Zuständig wären die Ausländerbehörden - unter der Dienstaufsicht der Landesinnenminister. Womit nach Poschers Lesart die Länder Verbote aussprechen könnten, selbst wenn der Bund dies für diplomatisch ungeschickt hielte. Sollten die türkischen Wahlkämpfer deutsche Staatsbürger vorschicken, um die Kundgebung anzumelden, könnten die Behörden gleichwohl tätig werden: Entscheidend sei, ob das "Gesamtgepräge" der Veranstaltung nach türkischem Wahlkampf aussehe.

Ein politischer Maulkorb für Ausländer? Das macht sich im liberalen Deutschland nicht sonderlich gut. Die Vorschrift, darauf weist der Bielefelder Professor Christoph Gusy hin, führt bisher ein Schattendasein. Er bevorzugt einen anderen rechtlichen Hebel: "Zentrale Materie ist die Regelung der Einreise", schreibt er in einem Papier für die nordrhein-westfälischen Grünen. Der Bund könnte türkischen Politikern ein Visum versagen: "Kein Ausländer genießt die Einreisefreiheit nur deshalb, um in Deutschland eine Meinung zu äußern oder an einer Versammlung teilnehmen zu können."

Deutschland kann Politikern die Einreise verweigern

Nichts anderes gilt für ausländische Politiker, sagt der Tübinger Völkerrechtler Martin Nettesheim: "In völkerrechtlicher Hinsicht ist Deutschland völlig frei, ausländischen Regierungsmitgliedern die Einreise zu erlauben oder zu verweigern." Ein Auftritt als "Privatmann" ändert daran nichts, hat der Europäische Gerichtshof 2012 entschieden: Das Gericht billigte eine Einreiseverweigerung der Slowakei gegen den früheren ungarischen Präsidenten, der "privat" zur Einweihung eines Denkmals reisen wollte. Staatsoberhaupt bleibt Staatsoberhaupt, befand der EuGH.

In diese Richtung weist übrigens auch ein Beschluss des Oberverwaltungsgerichts Münster, das vergangenen Sommer untersagt hat, den türkischen Staatspräsidenten Recep Tayyip Erdoğan bei einer Kundgebung in Köln per Video zuzuschalten.
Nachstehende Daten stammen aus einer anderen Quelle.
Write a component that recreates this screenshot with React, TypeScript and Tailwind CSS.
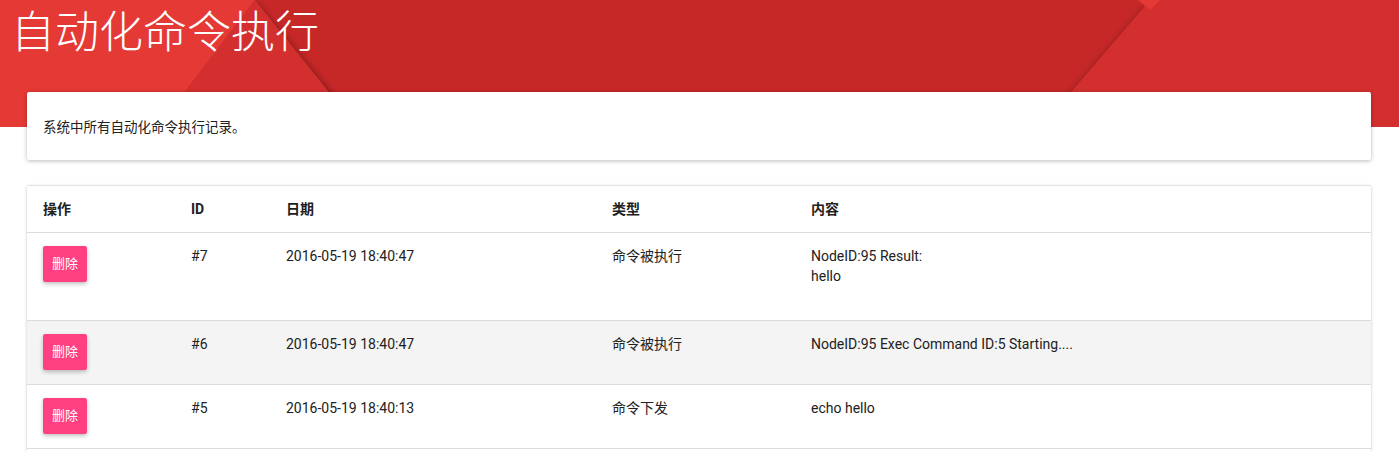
import React from 'react'

type Row = {
  id: number
  date: string
  type: string
  content: string[]
}

const rows: Row[] = [
  { id: 7, date: '2016-05-19 18:40:47', type: '命令被执行', content: ['NodeID:95 Result:', 'hello', ''] },
  { id: 6, date: '2016-05-19 18:40:47', type: '命令被执行', content: ['NodeID:95 Exec Command ID:5 Starting....'] },
  { id: 5, date: '2016-05-19 18:40:13', type: '命令下发', content: ['echo hello'] },
]

const font = { fontFamily: 'Roboto, "Noto Sans CJK SC", sans-serif' }

function HeaderBackground() {
  return (
    <svg className="absolute inset-x-0 top-0 h-[127px] w-full" viewBox="0 0 1399 127" preserveAspectRatio="none">
      <defs>
        <filter id="edge" x="-20%" y="-20%" width="140%" height="140%">
          <feGaussianBlur stdDeviation="3" />
        </filter>
      </defs>
      <rect width="1399" height="127" fill="#c62828" />
      {/* right panel */}
      <polygon points="1150,0 1399,0 1399,127 1041,127" fill="#000" opacity="0.25" filter="url(#edge)" />
      <polygon points="1150,0 1399,0 1399,127 1041,127" fill="#d32f2f" />
      <polygon points="1138,0 1160,0 1150,10" fill="#e53935" />
      {/* middle triangle */}
      <polygon points="255,0 360,127 158,127" fill="#000" opacity="0.3" filter="url(#edge)" />
      <polygon points="255,0 357,127 158,127" fill="#d32f2f" />
      {/* left panel */}
      <polygon points="0,0 255,0 158,127 0,127" fill="#e53935" />
    </svg>
  )
}

function DeleteButton() {
  return (
    <button className="h-9 w-11 rounded-[2px] bg-[#ff4081] text-[13px] text-white shadow-[0_2px_4px_rgba(0,0,0,0.25)]">
      删除
    </button>
  )
}

const cols = 'grid grid-cols-[148px_95px_326px_199px_1fr] pl-4'

export default function App() {
  return (
    <div className="relative min-h-screen bg-white text-[14px] text-[#212121]" style={font}>
      <HeaderBackground />
      <div className="relative">
        <h1 className="h-[92px] pl-[11px] pt-[4px] text-[44px] font-light leading-[58px] text-white">自动化命令执行</h1>

        <div className="pl-[27px] pr-[28px]">
          <div className="flex h-[68px] items-center rounded-[2px] bg-white px-4 pt-[3px] text-[13.5px] shadow-[0_1px_4px_rgba(0,0,0,0.28)]">
            系统中所有自动化命令执行记录。
          </div>

          <div className="mt-[25px] rounded-[2px] border-t border-[#e4e4e4] bg-white pb-10 shadow-[0_1px_3px_rgba(0,0,0,0.25)]">
            <div className={`${cols} h-[47px] items-center border-b border-[#dcdcdc] font-bold`}>
              <div>操作</div>
              <div>ID</div>
              <div>日期</div>
              <div>类型</div>
              <div>内容</div>
            </div>
            {rows.map((r, i) => (
              <div
                key={r.id}
                className={`${cols} border-b border-[#dcdcdc] pt-[13px] pb-[14px] leading-5 ${i === 1 ? 'bg-[#f4f4f4]' : ''}`}
              >
                <div>
                  <DeleteButton />
                </div>
                <div>#{r.id}</div>
                <div>{r.date}</div>
                <div>{r.type}</div>
                <div>
                  {r.content.map((line, j) => (
                    <div key={j} className="h-5">{line}</div>
                  ))}
                </div>
              </div>
            ))}
          </div>
        </div>
      </div>
    </div>
  )
}
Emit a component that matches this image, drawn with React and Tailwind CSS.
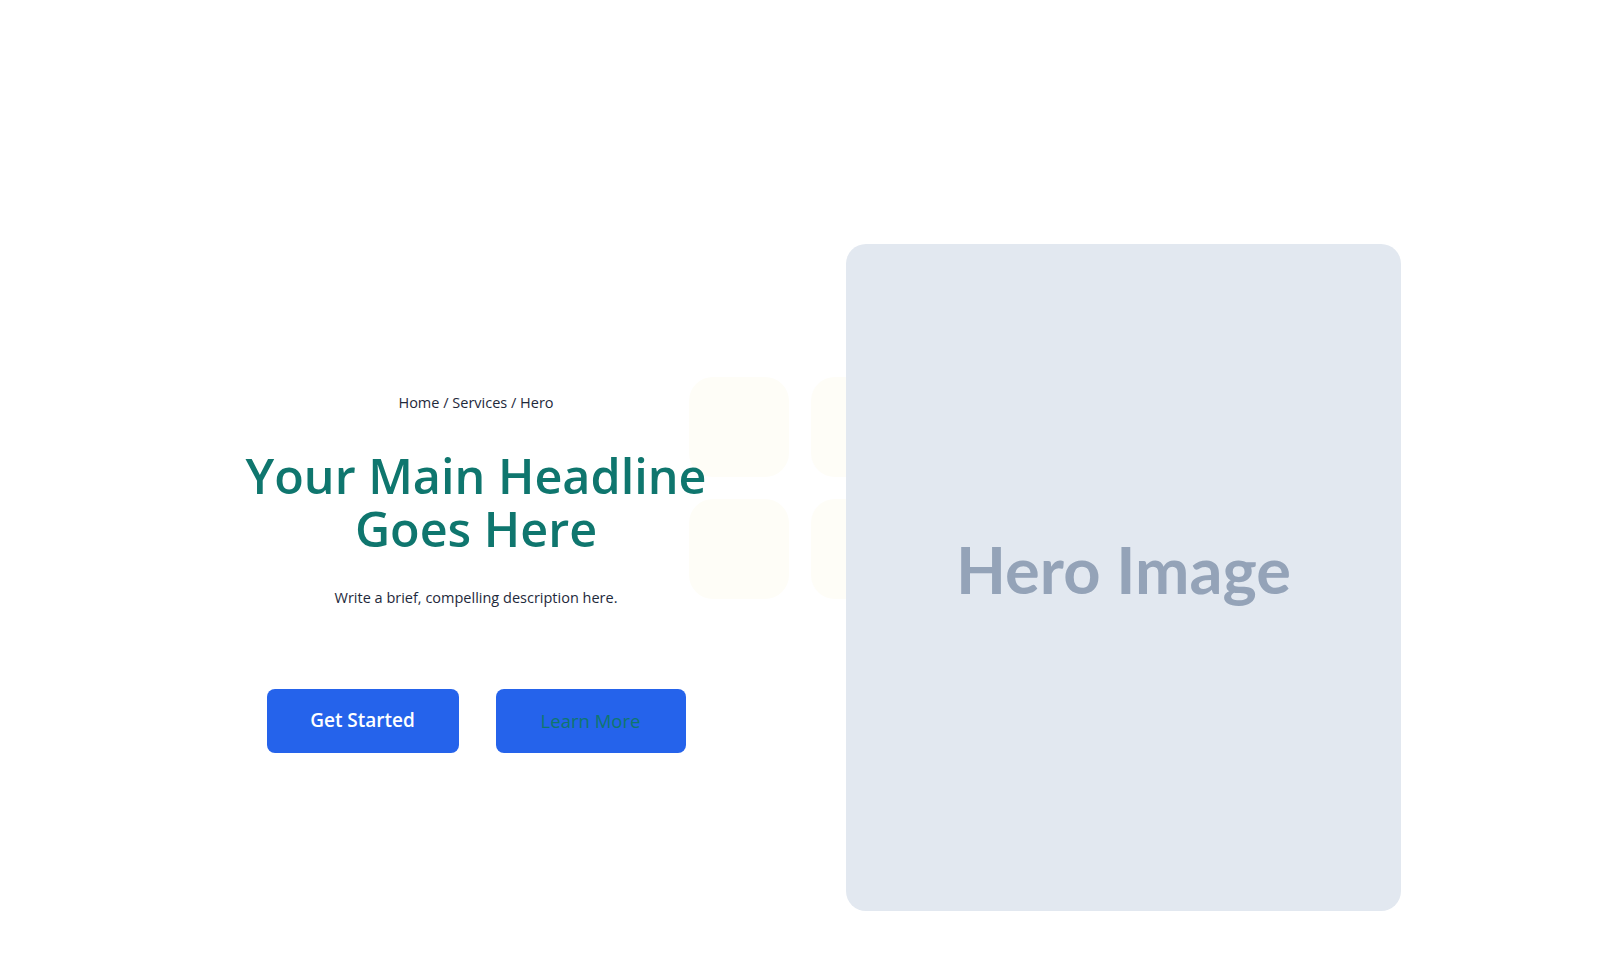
export default function App() {
  return (
    <div className="min-h-[978px] w-full bg-white" style={{ fontFamily: '"Open Sans", "Noto Sans", sans-serif' }}>
      <section className="relative mx-auto w-[1202px] pt-[244px] pb-[67px]">
        <div className="pointer-events-none absolute left-[490px] top-[377px] z-0 grid grid-cols-[100px_100px] gap-[22px]">
          <div className="h-[100px] w-[100px] rounded-[24px] bg-[#fefdf7]" />
          <div className="h-[100px] w-[100px] rounded-[24px] bg-[#fefdf7]" />
          <div className="h-[100px] w-[100px] rounded-[24px] bg-[#fefdf7]" />
          <div className="h-[100px] w-[100px] rounded-[24px] bg-[#fefdf7]" />
        </div>
        <div className="relative z-10 flex items-center gap-[93px]">
          <div className="flex w-[554px] flex-col items-center pb-[10px] text-center">
            <nav className="text-[14.5px] leading-[20px] text-[#1e293b]">Home / Services / Hero</nav>
            <h1 className="mt-[36px] text-[48.5px] font-semibold leading-[53px] text-[#0f766e]">
              Your Main Headline
              <br />
              Goes Here
            </h1>
            <p className="mt-[32px] text-[14.5px] leading-[22px] text-[#1e293b]">
              Write a brief, compelling description here.
            </p>
            <div className="mt-[80px] flex gap-[37px]">
              <button className="flex h-[64px] w-[192px] items-center justify-center rounded-lg bg-[#2563eb] text-[19px] font-semibold text-white">
                Get Started
              </button>
              <button className="flex h-[64px] w-[190px] items-center justify-center rounded-lg bg-[#2563eb] text-[18.5px] font-medium text-[#0f766e]">
                Learn More
              </button>
            </div>
          </div>
          <div className="relative z-10 flex h-[667px] w-[555px] items-center justify-center rounded-[20px] bg-[#e2e8f0] pb-[16px]">
            <span className="text-[65px] font-bold leading-none text-[#94a3b8]" style={{ fontFamily: 'Lato, sans-serif' }}>
              Hero Image
            </span>
          </div>
        </div>
      </section>
    </div>
  );
}
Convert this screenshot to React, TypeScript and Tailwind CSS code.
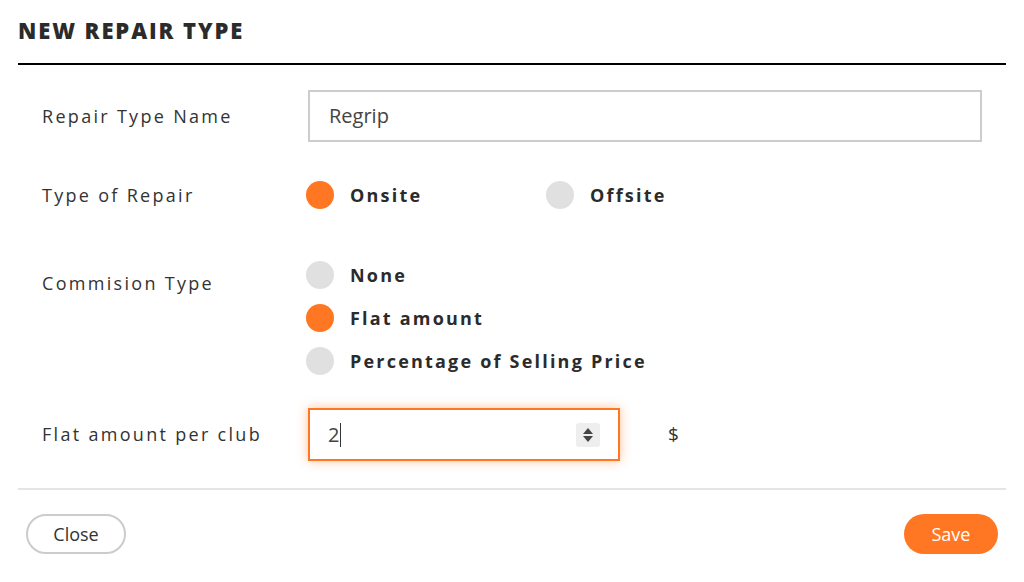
import React from 'react';

const font = { fontFamily: '"Open Sans", "Lato", Arial, sans-serif' };

function Radio({ label, checked }: { label: string; checked?: boolean }) {
  return (
    <div className="flex items-center">
      <span
        className={`h-[28px] w-[28px] rounded-full ${checked ? 'bg-[#ff7722]' : 'bg-[#e0e0e0]'}`}
      />
      <span className="ml-[16px] text-[18px] leading-[24px] font-bold tracking-[2.2px] text-[#2b2b2b]">{label}</span>
    </div>
  );
}

export default function App() {
  return (
    <div className="h-[582px] w-[1024px] bg-white" style={font}>
      {/* Header */}
      <div className="mx-[18px] border-b-2 border-black pt-[17px] pb-[20px]">
        <h1 className="text-[22px] font-extrabold leading-[26px] tracking-[1.9px] text-[#2b2b2b]">
          NEW REPAIR TYPE
        </h1>
      </div>

      {/* Body */}
      <div className="mx-[18px] border-b-2 border-[#e5e5e5] pb-[27px]">
        <div className="flex items-center pt-[25px]">
          <div className="w-[290px] pl-[24px] text-[18px] tracking-[2.3px] text-[#333]">Repair Type Name</div>
          <div className="flex h-[52px] w-[674px] items-center border-2 border-[#cccccc] px-[19px] text-[20px] text-[#444]">
            Regrip
          </div>
        </div>

        <div className="flex items-center pt-[39px]">
          <div className="w-[288px] pl-[24px] text-[18px] tracking-[2.3px] text-[#333]">Type of Repair</div>
          <div className="w-[240px]">
            <Radio label="Onsite" checked />
          </div>
          <Radio label="Offsite" />
        </div>

        <div className="flex pt-[52px]">
          <div className="w-[288px] pt-[9px] pl-[24px] text-[18px] tracking-[2.3px] text-[#333]">Commision Type</div>
          <div className="flex flex-col gap-[15px]">
            <Radio label="None" />
            <Radio label="Flat amount" checked />
            <Radio label="Percentage of Selling Price" />
          </div>
        </div>

        <div className="flex items-center pt-[33px]">
          <div className="w-[290px] pl-[24px] text-[18px] tracking-[2.3px] text-[#333]">Flat amount per club</div>
          <div className="flex h-[53px] w-[312px] items-center border-2 border-[#ff7722] pl-[18px] pr-[18px] text-[20px] text-[#444] shadow-[0_0_10px_rgba(255,119,34,0.45)]">
            <span>2</span>
            <span className="ml-[1px] h-[24px] w-[1px] bg-[#333]" />
            <span className="ml-auto flex h-[24px] w-[24px] items-center justify-center rounded-[3px] bg-[#eeeeee]">
              <svg width="12" height="18" viewBox="0 0 12 18">
                <path d="M6 2 L11 8 H1 Z" fill="#444" />
                <path d="M6 16 L11 10 H1 Z" fill="#444" />
              </svg>
            </span>
          </div>
          <div className="ml-[48px] text-[19px] text-[#333]">$</div>
        </div>
      </div>

      {/* Footer */}
      <div className="flex items-center justify-between px-[26px] pt-[24px]">
        <button className="h-[40px] w-[100px] rounded-full border-2 border-[#cccccc] text-[18px] text-[#333]">
          Close
        </button>
        <button className="h-[40px] w-[94px] rounded-full bg-[#ff7722] text-[18px] text-white">
          Save
        </button>
      </div>
    </div>
  );
}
Die Versammlungsfreiheit sei kein Instrument, um ausländischen Staats-Chefs ein Forum zu eröffnen, schrieben die Richter. Dies zu entscheiden, sei allein Sache des Bundes.

Also doch die Bundesregierung? Angela Merkel scheint nicht so erpicht darauf zu sein. Sie beeilte sich, auf den Föderalismus hinzuweisen. Zuständig sei allein die Stadt Gaggenau.